The thread running through their back catalogue is optimism and persistence despite struggle and the reminder that a dream, however improbable, is worth the fight.

“Even last year, I Was Born, it’s about trying to tell people to recognise that power they have as an individual to achieve amazing things if they put themselves through it: the potential that everybody has.”

Fittingly, Zac says, String Theory has bolstered the trio’s confidence.

“Before this process I thought ‘Well they’re the good musicians and we’re the street musicians,” he says.

 “It’s really like they’re acrobats and we’re magicians.

“The classical world and the band rock and roll world, they’re cut from different cloths.

“There’s also a certain showmanship and a certain presence that is not there in the classical world, that engagement of the audience.
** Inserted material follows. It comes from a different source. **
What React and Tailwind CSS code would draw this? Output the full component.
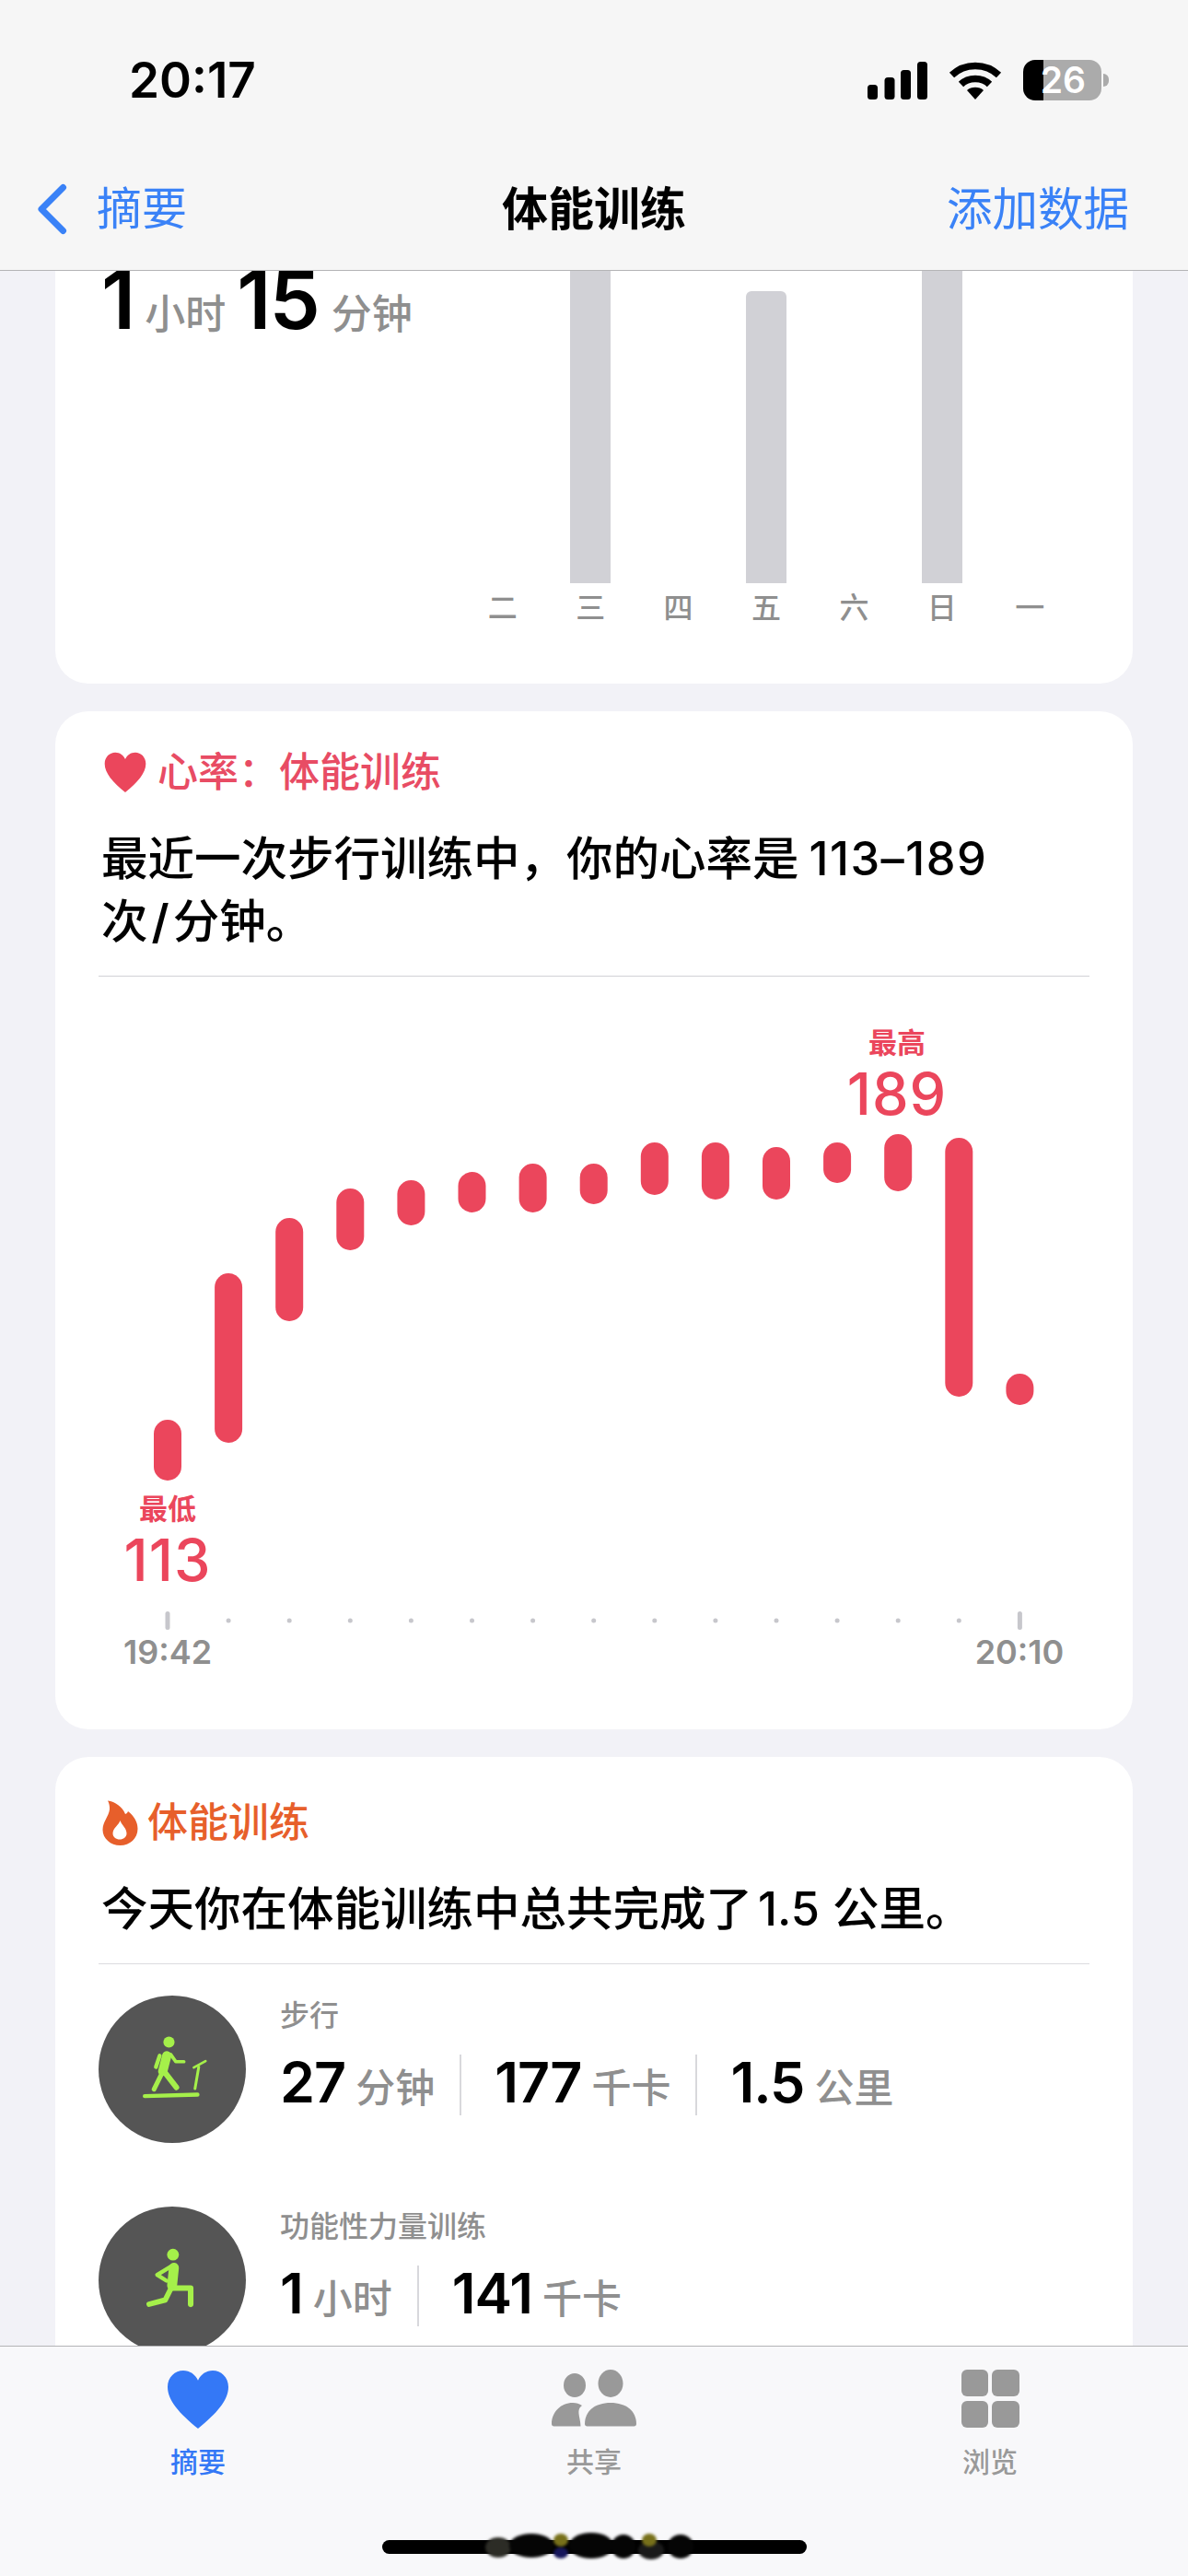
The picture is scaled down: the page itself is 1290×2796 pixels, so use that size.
const FONT = { fontFamily: 'Inter, "Noto Sans CJK SC", sans-serif' };

const weekDays = [
  { label: '二', height: 0 },
  { label: '三', height: 339, clipped: true },
  { label: '四', height: 0 },
  { label: '五', height: 317 },
  { label: '六', height: 0 },
  { label: '日', height: 339, clipped: true },
  { label: '一', height: 0 },
];

// top / bottom of each heart rate bar, measured from the chart's top edge
const heartBars = [
  [481, 547], [322, 506], [262, 374], [230, 297], [221, 270],
  [212, 256], [203, 256], [203, 247], [180, 237], [180, 242],
  [185, 242], [180, 224], [171, 233], [175, 456], [431, 465],
];

function Signal() {
  return (
    <svg width="65" height="41" viewBox="0 0 65 41" fill="black">
      <rect x="0" y="25" width="11" height="16" rx="3.5" />
      <rect x="18.500" y="17" width="11" height="24" rx="3.5" />
      <rect x="36" y="9" width="11" height="32" rx="3.5" />
      <rect x="54" y="0" width="11" height="41" rx="3.5" />
    </svg>
  );
}

function Wifi() {
  return (
    <svg width="58" height="42" viewBox="0 0 58 42" fill="none" stroke="black">
      <path d="M3.500 15.500C17.500 2 40.500 2 54.500 15.500" strokeWidth="7.500" />
      <path d="M13.500 25.500C21.500 17.500 36.500 17.500 44.500 25.500" strokeWidth="7.500" />
      <path d="M20 32C24.500 27.800 33.500 27.800 38 32L29 42Z" fill="black" stroke="none" />
    </svg>
  );
}

function Battery() {
  return (
    <div className="flex items-center gap-[2px]">
      <div className="flex h-[44px] w-[85px] items-center justify-end rounded-[13px] bg-[linear-gradient(to_right,#000_22px,#ababab_22px)] pr-[17px]">
        <span className="text-[39px] font-semibold leading-[44px] text-white">26</span>
      </div>
      <div className="h-[14px] w-[6px] rounded-r-full bg-[#ababab]" />
    </div>
  );
}

function HeartIcon({ className }) {
  return (
    <svg className={className} viewBox="0 0 68 63" preserveAspectRatio="none" fill="currentColor">
      <path d="M34 63C14 47 1 33 1 18.500C1 8 9 1 18 1C25 1 31 5 34 11.500C37 5 43 1 50 1C59 1 67 8 67 18.500C67 33 54 47 34 63Z" />
    </svg>
  );
}

function FlameIcon() {
  return (
    <svg width="39" height="49" viewBox="0 0 39 49">
      <path
        fillRule="evenodd"
        fill="#e75f2b"
        d="M6 0.500C14 1.500 22 7 25 15C26.500 14.500 27.500 13.500 28 12C34 16.500 38.500 23 38.500 31C38.500 41.500 30 49 19.500 49C9 49 0.500 41.500 0.500 32C0.500 23 7 18 8 10C8.300 6.500 7.500 3 6 0.500ZM19.500 22C18 27 11.500 30 11.500 36C11.500 40 15 42.500 19 42.500C23 42.500 26.500 40 26.500 36C26.500 30 21 27 19.500 22Z"
      />
    </svg>
  );
}

function WalkIcon() {
  return (
    <svg width="160" height="160" viewBox="85 78 475 475" fill="none" stroke="#a5f04a" strokeLinecap="round" strokeLinejoin="round">
      <circle cx="312" cy="228" r="18" fill="#a5f04a" stroke="none" />
      <path d="M305 272L292 322" strokeWidth="30" />
      <path d="M282 272L270 308" strokeWidth="13" />
      <path d="M318 268L334 291H360" strokeWidth="11" fill="none" />
      <path d="M298 325L336 374" strokeWidth="18" />
      <path d="M286 335L264 380" strokeWidth="15" />
      <path d="M234 402L404 397" strokeWidth="13" />
      <path d="M396 378L408 308" strokeWidth="9" />
      <path d="M392 310L430 289" strokeWidth="8" />
    </svg>
  );
}

function LungeIcon() {
  return (
    <svg width="160" height="160" viewBox="85 765 475 475" fill="none" stroke="#a5f04a" strokeLinecap="round" strokeLinejoin="round">
      <circle cx="325" cy="920" r="19" fill="#a5f04a" stroke="none" />
      <path d="M328 962L322 1020" strokeWidth="32" />
      <path d="M318 958L274 985L304 1004" strokeWidth="13" />
      <path d="M325 1028H382V1080" strokeWidth="18" />
      <path d="M318 1030L300 1066L248 1080" strokeWidth="17" />
    </svg>
  );
}

function PeopleIcon() {
  return (
    <svg width="92" height="64" viewBox="0 0 92 64" fill="#999999">
      <ellipse cx="25" cy="17" rx="12" ry="13" />
      <ellipse cx="64" cy="15" rx="13.500" ry="15" />
      <path d="M36 59C36 45 47 36 64 36C81 36 92 45 92 59C92 60.500 91 61.500 89.500 61.500H38.500C37 61.500 36 60.500 36 59Z" />
      <path d="M0 59C0 46 10 36 23 36C27 36 30 37 33 39C26 44 31.500 52 31.500 61.500H2.500C1 61.500 0 60.500 0 59Z" />
    </svg>
  );
}

function GridIcon() {
  return (
    <div className="grid h-[63px] w-[63px] grid-cols-2 gap-x-[4px] gap-y-[5px]">
      <div className="rounded-[6px] bg-[#999999]" />
      <div className="rounded-[6px] bg-[#999999]" />
      <div className="rounded-[6px] bg-[#999999]" />
      <div className="rounded-[6px] bg-[#999999]" />
    </div>
  );
}

function HeartChart() {
  return (
    <div className="relative h-[817px]">
      <svg className="absolute left-0 top-0" width="1076" height="760" viewBox="0 0 1076 760">
        {heartBars.map(([top, bottom], i) => (
          <rect key={i} x={60 + 66.1 * i} y={top} width="30" height={bottom - top} rx="15" fill="#eb465c" />
        ))}
        {heartBars.map((_, i) =>
          i === 0 || i === 14 ? (
            <rect key={i} x={72.500 + 66.1 * i} y="689" width="5" height="20" rx="2.500" fill="#c7c7cc" />
          ) : (
            <circle key={i} cx={75 + 66.1 * i} cy="699" r="2.500" fill="#c7c7cc" />
          ),
        )}
      </svg>
      <div className="absolute left-[807px] top-[52px] w-[120px] text-center text-[31px] font-semibold leading-[40px] text-[#eb465c]">最高</div>
      <div className="absolute left-[807px] top-[97px] w-[120px] text-center text-[63px] font-medium leading-[60px] tracking-[1px] text-[#eb465c]">189</div>
      <div className="absolute left-[15px] top-[558px] w-[120px] text-center text-[31px] font-semibold leading-[40px] text-[#eb465c]">最低</div>
      <div className="absolute left-[15px] top-[603px] w-[120px] text-center text-[63px] font-medium leading-[60px] tracking-[1px] text-[#eb465c]">113</div>
      <div className="absolute left-[15px] top-[713px] w-[120px] text-center text-[36px] font-semibold leading-[40px] text-[#8f8f8f]">19:42</div>
      <div className="absolute left-[940px] top-[713px] w-[120px] text-center text-[36px] font-semibold leading-[40px] text-[#8f8f8f]">20:10</div>
    </div>
  );
}

function Stat({ value, unit }) {
  return (
    <div className="flex items-baseline gap-[11px]">
      <span className="text-[61px] font-semibold leading-[66px] tracking-[-1px] text-black">{value}</span>
      <span className="text-[43px] font-medium leading-[66px] text-[#8f8f8f]">{unit}</span>
    </div>
  );
}

function Workout({ icon, name, stats }) {
  return (
    <div className="flex gap-[37px]">
      <div className="flex h-[160px] w-[160px] shrink-0 items-center justify-center rounded-full bg-[#555555]">{icon}</div>
      <div className="pt-[2px]">
        <p className="text-[32px] font-medium leading-[40px] text-[#8f8f8f]">{name}</p>
        <div className="mt-[19px] flex items-center">
          {stats.map((s, i) => (
            <div key={s.unit} className="flex items-center">
              {i > 0 && <div className="ml-[27px] mr-[36px] h-[66px] w-[2px] bg-[#d8d8dc]" />}
              <Stat value={s.value} unit={s.unit} />
            </div>
          ))}
        </div>
      </div>
    </div>
  );
}

export default function App() {
  return (
    <div className="flex h-[2796px] w-[1290px] flex-col overflow-hidden bg-[#f2f2f7]" style={FONT}>
      {/* status + nav */}
      <header className="h-[294px] shrink-0 border-b border-[#b4b4b6] bg-[#f6f6f6]">
        <div className="flex h-[174px] items-center justify-between pl-[140px] pr-[86px]">
          <span className="text-[53px] font-semibold leading-[60px] text-black">20:17</span>
          <div className="flex items-center gap-[23px]">
            <Signal />
            <Wifi />
            <Battery />
          </div>
        </div>
        <div className="grid h-[106px] grid-cols-[1fr_auto_1fr] items-center px-[40px]">
          <div className="flex items-center gap-[32px]">
            <svg width="33" height="56" viewBox="0 0 33 56" fill="none" stroke="#3a82f7" strokeWidth="7" strokeLinecap="round" strokeLinejoin="round">
              <path d="M28.500 4.500L5 28L28.500 51.500" />
            </svg>
            <span className="text-[49px] leading-[60px] text-[#3a82f7]">摘要</span>
          </div>
          <span className="text-[50px] font-semibold leading-[60px] text-black">体能训练</span>
          <span className="mr-[24px] text-right text-[49.500px] leading-[60px] text-[#3a82f7]">添加数据</span>
        </div>
      </header>

      <main className="flex min-h-0 flex-1 flex-col gap-[30px] overflow-hidden px-[60px]">
        {/* duration card, scrolled under the nav */}
        <section className="flex h-[448px] shrink-0 justify-between rounded-b-[36px] bg-white pl-[50px] pr-[64px]">
          <div className="flex h-[62px] items-baseline">
            <span className="text-[88px] font-semibold leading-[62px] tracking-[-2px] text-black">1</span>
            <span className="ml-[12px] text-[44px] font-medium leading-[62px] text-[#8f8f8f]">小时</span>
            <span className="ml-[12px] text-[88px] font-semibold leading-[62px] tracking-[-2px] text-black">15</span>
            <span className="ml-[14px] text-[44px] font-medium leading-[62px] text-[#8f8f8f]">分钟</span>
          </div>
          <div className="grid w-[668px] grid-cols-7">
            {weekDays.map((d) => (
              <div key={d.label} className="flex flex-col items-center">
                <div className="flex h-[339px] items-end">
                  {d.height > 0 && (
                    <div
                      className={d.clipped ? 'w-[44px] bg-[#d1d1d6]' : 'w-[44px] rounded-t-[6px] bg-[#d1d1d6]'}
                      style={{ height: d.height }}
                    />
                  )}
                </div>
                <span className="mt-[7px] text-[32px] font-medium leading-[40px] text-[#8f8f8f]">{d.label}</span>
              </div>
            ))}
          </div>
        </section>

        {/* heart rate */}
        <section className="h-[1105px] shrink-0 rounded-[36px] bg-white px-[47px] pt-[36px]">
          <div className="flex h-[60px] items-center pl-[6px]">
            <HeartIcon className="h-[44px] w-[46px] text-[#eb465c]" />
            <span className="ml-[12px] text-[44px] font-medium leading-[60px] text-[#e84c64]">{'心率\uFF1A体能训练'}</span>
          </div>
          <p className="ml-[3px] mt-[30px] text-[50.500px] font-medium leading-[68px] text-black">
            {'最近一次步行训练中\uFF0C你的心率是'}
            <span className="ml-[11px] tracking-[1.500px]">113–189</span>
            <br />
            次<span className="mx-[4px] font-semibold">/</span>分钟。
          </p>
          <div className="mt-[25px] h-px bg-[#d1d1d6]" />
          <HeartChart />
        </section>

        {/* workouts */}
        <section className="shrink-0 rounded-t-[36px] bg-white px-[47px] pt-[41px]">
          <div className="flex h-[60px] items-center pl-[4px]">
            <FlameIcon />
            <span className="ml-[10px] text-[44px] font-medium leading-[60px] text-[#e75f2b]">体能训练</span>
          </div>
          <p className="ml-[3px] mt-[30px] text-[50.500px] font-medium leading-[68px] text-black">
            今天你在体能训练中总共完成了
            <span className="ml-[6px] mr-[14px]">1.5</span>
            公里。
          </p>
          <div className="mb-[34px] mt-[25px] h-px bg-[#dcdcdf]" />
          <div className="flex flex-col gap-[69px]">
            <Workout
              icon={<WalkIcon />}
              name="步行"
              stats={[
                { value: '27', unit: '分钟' },
                { value: '177', unit: '千卡' },
                { value: '1.5', unit: '公里' },
              ]}
            />
            <Workout
              icon={<LungeIcon />}
              name="功能性力量训练"
              stats={[
                { value: '1', unit: '小时' },
                { value: '141', unit: '千卡' },
              ]}
            />
          </div>
        </section>
      </main>

      {/* tab bar */}
      <nav className="h-[250px] shrink-0 border-t border-[#b4b4b6] bg-[#f8f8fa] pt-[25px]">
        <div className="grid grid-cols-3">
          <div className="flex flex-col items-center">
            <HeartIcon className="h-[64px] w-[68px] text-[#3478f6]" />
            <span className="mt-[16px] text-[30px] font-medium leading-[40px] text-[#3478f6]">摘要</span>
          </div>
          <div className="flex flex-col items-center">
            <PeopleIcon />
            <span className="mt-[16px] text-[30px] font-medium leading-[40px] text-[#999999]">共享</span>
          </div>
          <div className="flex flex-col items-center">
            <div className="h-[64px]">
              <GridIcon />
            </div>
            <span className="mt-[16px] text-[30px] font-medium leading-[40px] text-[#999999]">浏览</span>
          </div>
        </div>
        <div className="relative mx-auto mt-[65px] h-[15px] w-[461px] rounded-full bg-black">
          {/* smudged-out watermark over the home bar */}
          <svg className="absolute left-[112px] top-[-9px] blur-[1.5px]" width="232" height="36" viewBox="0 0 232 36">
            <ellipse cx="14" cy="17" rx="14" ry="11" fill="#2c2c26" />
            <ellipse cx="50" cy="15" rx="24" ry="13" fill="#050505" />
            <ellipse cx="115" cy="15" rx="24" ry="14" fill="#050505" />
            <ellipse cx="150" cy="16" rx="13" ry="13" fill="#050505" />
            <ellipse cx="180" cy="20" rx="14" ry="10" fill="#1a1a1a" />
            <ellipse cx="212" cy="16" rx="14" ry="13" fill="#050505" />
            <ellipse cx="82" cy="9" rx="8" ry="7" fill="#77701a" />
            <ellipse cx="82" cy="23" rx="8" ry="6" fill="#16165c" />
            <ellipse cx="178" cy="9" rx="8" ry="7" fill="#77701a" />
          </svg>
        </div>
      </nav>
    </div>
  );
}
“You’re trying to bring the best of those two things together.”

He says the band’s relationship with fans is built on fostering an experience, stoking connections and taking them behind the curtain.

They offer fanclub members additional resources to explore their work, plus direct access to themselves, through annual Back to the Island concert events in Jamaica and Hanson Day celebrations in Tulsa.

As for the band’s next challenge, Zac says they won’t be taking the easy route.

“What would it sound like if we did our version of a Billy Joel record or a Led Zeppelin record,” he wonders.

“What is it to score films or write a musical?

“We see the potential of these big projects, these things with lots of craftsmanship… when you’re really sharing with people the craft of telling stories and pushing yourself to do things you’ve never tried before, to sound ways you thought you never would before, to take on iconic artists’ sounds.

“We do this because of our love of writing great songs and things that will last through time and can be shared with multiple generations.

“That stays true, that’s always been true. That was true when we were kids – and it’s definitely true now.”